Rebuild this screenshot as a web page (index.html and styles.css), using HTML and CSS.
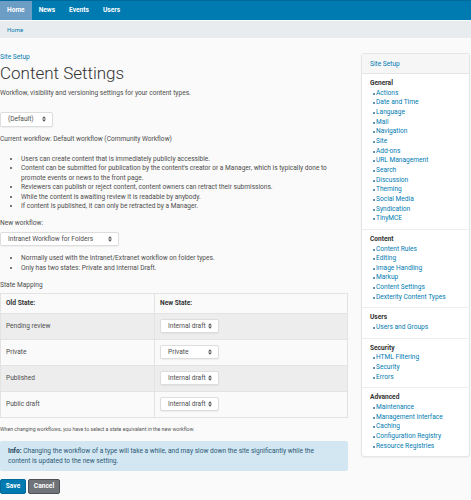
FILE: index.html
```html
<!DOCTYPE html>
<html lang="en">
<head>
<meta charset="UTF-8">
<meta name="viewport" content="width=device-width, initial-scale=1.0">
<title>Content Settings</title>
<link rel="stylesheet" href="styles.css">
</head>
<body>

<nav class="navbar">
    <a class="tab active" href="#">Home</a>
    <a class="tab" href="#">News</a>
    <a class="tab" href="#">Events</a>
    <a class="tab" href="#">Users</a>
</nav>
<div class="crumbs"><a href="#">Home</a></div>

<div class="page">
    <div class="main">
        <a class="setup-link" href="#">Site Setup</a>
        <h1>Content Settings</h1>
        <p class="desc">Workflow, visibility and versioning settings for your content types.</p>

        <div class="select sel-type">(Default)
            <svg class="arrows" width="4" height="6" viewBox="0 0 4 6"><path d="M0 2.4 L2 0.3 L4 2.4 Z M0 3.6 L2 5.7 L4 3.6 Z" fill="#555"/></svg>
        </div>

        <p class="current">Current workflow: Default workflow (Community Workflow)</p>
        <ul class="bullets first">
            <li>Users can create content that is immediately publicly accessible.</li>
            <li>Content can be submitted for publication by the content's creator or a Manager, which is typically done to promote events or news to the front page.</li>
            <li>Reviewers can publish or reject content, content owners can retract their submissions.</li>
            <li>While the content is awaiting review it is readable by anybody.</li>
            <li>If content is published, it can only be retracted by a Manager.</li>
        </ul>

        <p class="label">New workflow:</p>
        <div class="select sel-workflow">Intranet Workflow for Folders
            <svg class="arrows" width="4" height="6" viewBox="0 0 4 6"><path d="M0 2.4 L2 0.3 L4 2.4 Z M0 3.6 L2 5.7 L4 3.6 Z" fill="#555"/></svg>
        </div>
        <ul class="bullets second">
            <li>Normally used with the Intranet/Extranet workflow on folder types.</li>
            <li>Only has two states: Private and Internal Draft.</li>
        </ul>

        <p class="label mapping">State Mapping</p>
        <table class="states">
            <tr class="head">
                <th class="old">Old State:</th>
                <th>New State:</th>
            </tr>
            <tr class="shade">
                <td>Pending review</td>
                <td><div class="select sel-state">Internal draft
                    <svg class="arrows" width="4" height="6" viewBox="0 0 4 6"><path d="M0 2.4 L2 0.3 L4 2.4 Z M0 3.6 L2 5.7 L4 3.6 Z" fill="#555"/></svg></div></td>
            </tr>
            <tr>
                <td>Private</td>
                <td><div class="select sel-state">Private
                    <svg class="arrows" width="4" height="6" viewBox="0 0 4 6"><path d="M0 2.4 L2 0.3 L4 2.4 Z M0 3.6 L2 5.7 L4 3.6 Z" fill="#555"/></svg></div></td>
            </tr>
            <tr class="shade">
                <td>Published</td>
                <td><div class="select sel-state">Internal draft
                    <svg class="arrows" width="4" height="6" viewBox="0 0 4 6"><path d="M0 2.4 L2 0.3 L4 2.4 Z M0 3.6 L2 5.7 L4 3.6 Z" fill="#555"/></svg></div></td>
            </tr>
            <tr>
                <td>Public draft</td>
                <td><div class="select sel-state">Internal draft
                    <svg class="arrows" width="4" height="6" viewBox="0 0 4 6"><path d="M0 2.4 L2 0.3 L4 2.4 Z M0 3.6 L2 5.7 L4 3.6 Z" fill="#555"/></svg></div></td>
            </tr>
        </table>

        <p class="note">When changing workflows, you have to select a state equivalent in the new workflow.</p>

        <div class="info"><b>Info:</b> Changing the workflow of a type will take a while, and may slow down the site significantly while the content is updated to the new setting.</div>

        <div class="buttons">
            <button class="btn save">Save</button>
            <button class="btn cancel">Cancel</button>
        </div>
    </div>

    <aside class="portlet">
        <div class="portlet-head"><a href="#">Site Setup</a></div>
        <div class="group">
            <h3>General</h3>
            <ul>
                <li><a href="#">Actions</a></li>
                <li><a href="#">Date and Time</a></li>
                <li><a href="#">Language</a></li>
                <li><a href="#">Mail</a></li>
                <li><a href="#">Navigation</a></li>
                <li><a href="#">Site</a></li>
                <li><a href="#">Add-ons</a></li>
                <li><a href="#">URL Management</a></li>
                <li><a href="#">Search</a></li>
                <li><a href="#">Discussion</a></li>
                <li><a href="#">Theming</a></li>
                <li><a href="#">Social Media</a></li>
                <li><a href="#">Syndication</a></li>
                <li><a href="#">TinyMCE</a></li>
            </ul>
        </div>
        <div class="group">
            <h3>Content</h3>
            <ul>
                <li><a href="#">Content Rules</a></li>
                <li><a href="#">Editing</a></li>
                <li><a href="#">Image Handling</a></li>
                <li><a href="#">Markup</a></li>
                <li><a href="#">Content Settings</a></li>
                <li><a href="#">Dexterity Content Types</a></li>
            </ul>
        </div>
        <div class="group">
            <h3>Users</h3>
            <ul>
                <li><a href="#">Users and Groups</a></li>
            </ul>
        </div>
        <div class="group">
            <h3>Security</h3>
            <ul>
                <li><a href="#">HTML Filtering</a></li>
                <li><a href="#">Security</a></li>
                <li><a href="#">Errors</a></li>
            </ul>
        </div>
        <div class="group">
            <h3>Advanced</h3>
            <ul>
                <li><a href="#">Maintenance</a></li>
                <li><a href="#">Management Interface</a></li>
                <li><a href="#">Caching</a></li>
                <li><a href="#">Configuration Registry</a></li>
                <li><a href="#">Resource Registries</a></li>
            </ul>
        </div>
    </aside>
</div>

</body>
</html>
```

FILE: styles.css
```css
body {
    margin: 0;
    background-color: #fafafa;
    color: #4d4d4d;
    font-family: Roboto, "Liberation Sans", sans-serif;
    font-size: 6.6px;
    line-height: 10px;
}
a {
    color: #007bb1;
    text-decoration: none;
}
p {
    margin: 0;
}

/* top navigation */
.navbar {
    display: flex;
    height: 20px;
    background-color: #007bb1;
    border-top: 1px solid #006a9c;
    box-sizing: border-box;
}
.tab {
    padding: 0 7px;
    color: #fff;
    font-weight: bold;
    line-height: 19px;
}
.tab.active {
    background-color: #6c9dc4;
}
.crumbs {
    margin-top: 1px;
    height: 17px;
    padding-left: 7px;
    background-color: #e9ecef;
    font-size: 6px;
    line-height: 17px;
}

.page {
    display: flex;
    gap: 13px;
}
.main {
    width: 348px;
    padding-top: 14px;
}
.setup-link {
    display: block;
    line-height: 10px;
}
h1 {
    margin: 1px 0 0;
    font-size: 17px;
    font-weight: 300;
    line-height: 20px;
    color: #333;
}
.desc {
    margin-top: 5px;
}

/* fake select boxes */
.select {
    position: relative;
    box-sizing: border-box;
    height: 15px;
    padding-left: 7px;
    background-color: #fff;
    border: 1px solid #ddd;
    border-radius: 2px;
    box-shadow: 0 1px 1px rgba(0, 0, 0, 0.05);
    color: #4d4d4d;
    line-height: 13px;
}
.arrows {
    position: absolute;
    top: 3px;
    right: 6px;
}
.sel-type {
    width: 53px;
    margin-top: 14px;
}
.sel-workflow {
    width: 119px;
    margin-top: 4px;
    height: 14px;
    line-height: 12px;
}
.sel-state {
    width: 59px;
    height: 14px;
    line-height: 12px;
}

.current {
    margin-top: 7px;
}
.label {
    margin-top: 7px;
}
.bullets {
    margin: 0;
    padding-left: 21px;
    line-height: 9.4px;
}
.bullets.first {
    margin-top: 11px;
}
.bullets.second {
    margin-top: 8px;
    line-height: 9.6px;
}
.mapping {
    margin-top: 6px;
}

/* state mapping table */
.states {
    width: 348px;
    margin-top: 3px;
    border-collapse: collapse;
    border: 1px solid #e3e3e3;
}
.states th,
.states td {
    border: 1px solid #e3e3e3;
    padding: 0 0 0 5px;
    text-align: left;
}
.states th {
    height: 19px;
    color: #333;
    font-weight: bold;
}
.states td {
    height: 25px;
}
.states th.old {
    width: 148px;
}
.states tr.shade td {
    background-color: #ededed;
}

.note {
    margin-top: 7px;
    font-size: 5.2px;
    line-height: 8px;
    color: #555;
}
.info {
    margin-top: 8px;
    padding: 5px 24px 5px 8px;
    background-color: #d2e7f2;
    border-radius: 2px;
    color: #2c5775;
    line-height: 10px;
}
.info b {
    color: #24445e;
}

.buttons {
    display: flex;
    gap: 2px;
    margin-top: 8px;
}
.btn {
    height: 15px;
    padding: 0 4px;
    border-radius: 2px;
    color: #fff;
    font-family: Roboto, "Liberation Sans", sans-serif;
    font-size: 6.6px;
    font-weight: bold;
}
.save {
    width: 26px;
    background-color: #007bb1;
    border: 1px solid #006a9c;
}
.cancel {
    width: 32px;
    background-color: #707479;
    border: 1px solid #4d5156;
}

/* site setup portlet */
.portlet {
    width: 107px;
    margin-top: 15px;
    align-self: flex-start;
    background-color: #fff;
    border: 1px solid #e5e5e5;
    border-radius: 3px;
    box-shadow: 0 1px 2px rgba(0, 0, 0, 0.05);
}
.portlet-head {
    height: 19px;
    padding-left: 8px;
    background-color: #f6f6f6;
    border-bottom: 1px solid #e5e5e5;
    line-height: 20px;
}
.group {
    padding: 5px 0 5px 8px;
    border-top: 1px solid #eee;
    line-height: 9.65px;
}
.portlet-head + .group {
    border-top: none;
}
.group h3 {
    margin: 0;
    font-size: 6.6px;
    color: #333;
}
.group ul {
    margin: 0;
    padding: 0 0 0 6px;
    list-style: none;
}
.group li {
    position: relative;
}
.group li::before {
    content: "";
    position: absolute;
    left: -3.5px;
    top: 4px;
    width: 2px;
    height: 2px;
    border-radius: 50%;
    background-color: #2a6f9a;
}
```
================
_Task prompt_
Search the preceding listing for the word "page" and pull out every line that holds it.

_Exercise response_
Rebuild this screenshot as a web page (index.html and styles.css), using HTML and CSS.
<div class="page">
            <li>Content can be submitted for publication by the content's creator or a Manager, which is typically done to promote events or news to the front page.</li>
.page {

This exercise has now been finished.